Exercise: Extract all lines that hold "Tailwind" from the records below.
┌──
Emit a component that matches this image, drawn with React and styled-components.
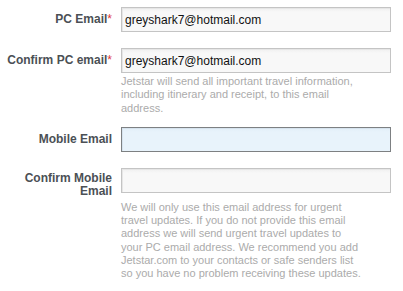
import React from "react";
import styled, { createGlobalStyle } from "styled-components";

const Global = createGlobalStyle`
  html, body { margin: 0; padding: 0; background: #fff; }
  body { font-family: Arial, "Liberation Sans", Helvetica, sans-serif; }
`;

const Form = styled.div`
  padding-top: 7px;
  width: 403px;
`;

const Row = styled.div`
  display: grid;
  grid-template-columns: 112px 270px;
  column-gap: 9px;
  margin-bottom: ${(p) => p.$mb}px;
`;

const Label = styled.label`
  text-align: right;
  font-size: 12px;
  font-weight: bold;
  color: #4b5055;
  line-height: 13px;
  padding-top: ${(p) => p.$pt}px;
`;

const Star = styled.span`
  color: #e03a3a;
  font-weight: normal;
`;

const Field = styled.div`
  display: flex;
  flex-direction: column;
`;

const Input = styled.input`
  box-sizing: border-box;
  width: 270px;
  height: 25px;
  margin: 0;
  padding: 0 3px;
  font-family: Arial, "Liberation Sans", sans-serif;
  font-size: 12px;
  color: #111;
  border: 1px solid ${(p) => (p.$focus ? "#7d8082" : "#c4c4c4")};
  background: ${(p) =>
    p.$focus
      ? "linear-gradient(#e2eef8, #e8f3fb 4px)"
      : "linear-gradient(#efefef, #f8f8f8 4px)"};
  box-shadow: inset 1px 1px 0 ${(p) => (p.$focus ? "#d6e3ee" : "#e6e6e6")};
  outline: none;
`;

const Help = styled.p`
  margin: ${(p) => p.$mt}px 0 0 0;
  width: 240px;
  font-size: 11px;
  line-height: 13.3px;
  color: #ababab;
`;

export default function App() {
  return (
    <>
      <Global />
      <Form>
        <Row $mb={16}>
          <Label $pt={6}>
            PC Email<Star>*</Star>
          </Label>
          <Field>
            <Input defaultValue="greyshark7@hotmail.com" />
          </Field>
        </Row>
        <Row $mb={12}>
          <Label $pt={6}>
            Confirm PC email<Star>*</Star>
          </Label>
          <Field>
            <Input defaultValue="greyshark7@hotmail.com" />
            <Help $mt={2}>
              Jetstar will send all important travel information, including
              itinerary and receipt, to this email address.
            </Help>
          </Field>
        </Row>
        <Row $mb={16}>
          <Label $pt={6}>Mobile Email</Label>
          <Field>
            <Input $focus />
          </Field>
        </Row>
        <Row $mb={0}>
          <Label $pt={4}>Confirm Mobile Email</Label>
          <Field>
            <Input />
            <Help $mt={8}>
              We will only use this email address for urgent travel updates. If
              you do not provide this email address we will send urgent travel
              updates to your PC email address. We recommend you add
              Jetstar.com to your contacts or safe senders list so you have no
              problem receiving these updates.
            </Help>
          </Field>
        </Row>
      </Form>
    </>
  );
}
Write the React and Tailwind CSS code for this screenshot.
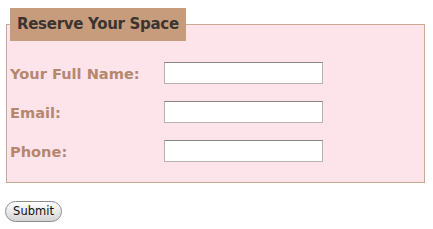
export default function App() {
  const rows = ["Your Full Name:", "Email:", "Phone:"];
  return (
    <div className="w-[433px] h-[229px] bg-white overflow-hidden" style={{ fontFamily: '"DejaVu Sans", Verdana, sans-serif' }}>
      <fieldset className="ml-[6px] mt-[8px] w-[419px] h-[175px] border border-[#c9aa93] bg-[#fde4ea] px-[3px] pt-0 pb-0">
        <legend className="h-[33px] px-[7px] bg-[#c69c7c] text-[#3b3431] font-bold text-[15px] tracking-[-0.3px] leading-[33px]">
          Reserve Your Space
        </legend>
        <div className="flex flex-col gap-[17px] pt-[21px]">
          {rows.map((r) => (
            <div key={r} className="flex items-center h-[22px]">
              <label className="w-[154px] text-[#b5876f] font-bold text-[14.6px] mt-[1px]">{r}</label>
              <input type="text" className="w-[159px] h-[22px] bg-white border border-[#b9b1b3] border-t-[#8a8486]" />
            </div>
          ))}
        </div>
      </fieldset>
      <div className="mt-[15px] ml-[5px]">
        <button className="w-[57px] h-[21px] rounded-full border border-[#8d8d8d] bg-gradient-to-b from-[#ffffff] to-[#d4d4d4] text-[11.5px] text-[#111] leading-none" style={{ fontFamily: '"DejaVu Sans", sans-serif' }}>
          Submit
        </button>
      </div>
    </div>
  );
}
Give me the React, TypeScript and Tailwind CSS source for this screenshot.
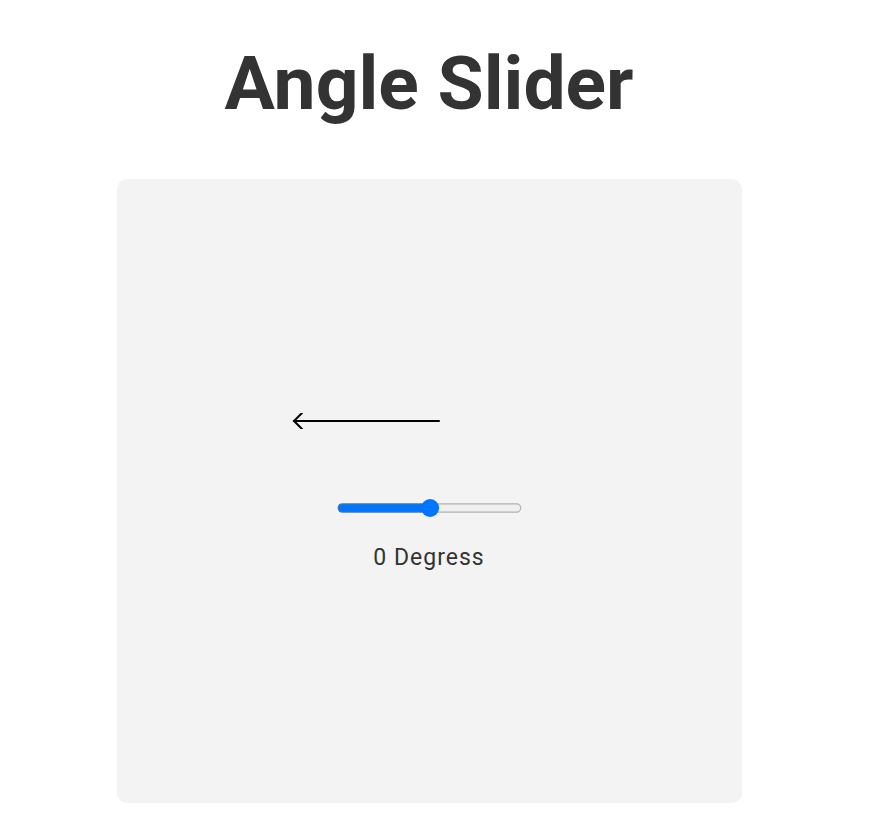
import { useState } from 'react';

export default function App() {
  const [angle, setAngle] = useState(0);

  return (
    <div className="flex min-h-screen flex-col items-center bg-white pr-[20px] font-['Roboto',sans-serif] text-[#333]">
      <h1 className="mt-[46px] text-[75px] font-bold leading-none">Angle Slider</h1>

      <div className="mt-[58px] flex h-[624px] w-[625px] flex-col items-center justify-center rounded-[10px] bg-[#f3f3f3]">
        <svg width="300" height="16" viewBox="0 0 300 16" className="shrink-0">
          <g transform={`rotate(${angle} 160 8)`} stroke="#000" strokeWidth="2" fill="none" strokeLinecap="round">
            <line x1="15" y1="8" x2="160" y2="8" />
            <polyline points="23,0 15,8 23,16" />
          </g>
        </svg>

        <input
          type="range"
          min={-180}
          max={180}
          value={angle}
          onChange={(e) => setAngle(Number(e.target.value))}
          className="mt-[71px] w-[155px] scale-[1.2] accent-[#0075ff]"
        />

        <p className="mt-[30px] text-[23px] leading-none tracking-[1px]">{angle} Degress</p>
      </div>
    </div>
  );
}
└──
Answer for the task:
Write the React and Tailwind CSS code for this screenshot.
Give me the React, TypeScript and Tailwind CSS source for this screenshot.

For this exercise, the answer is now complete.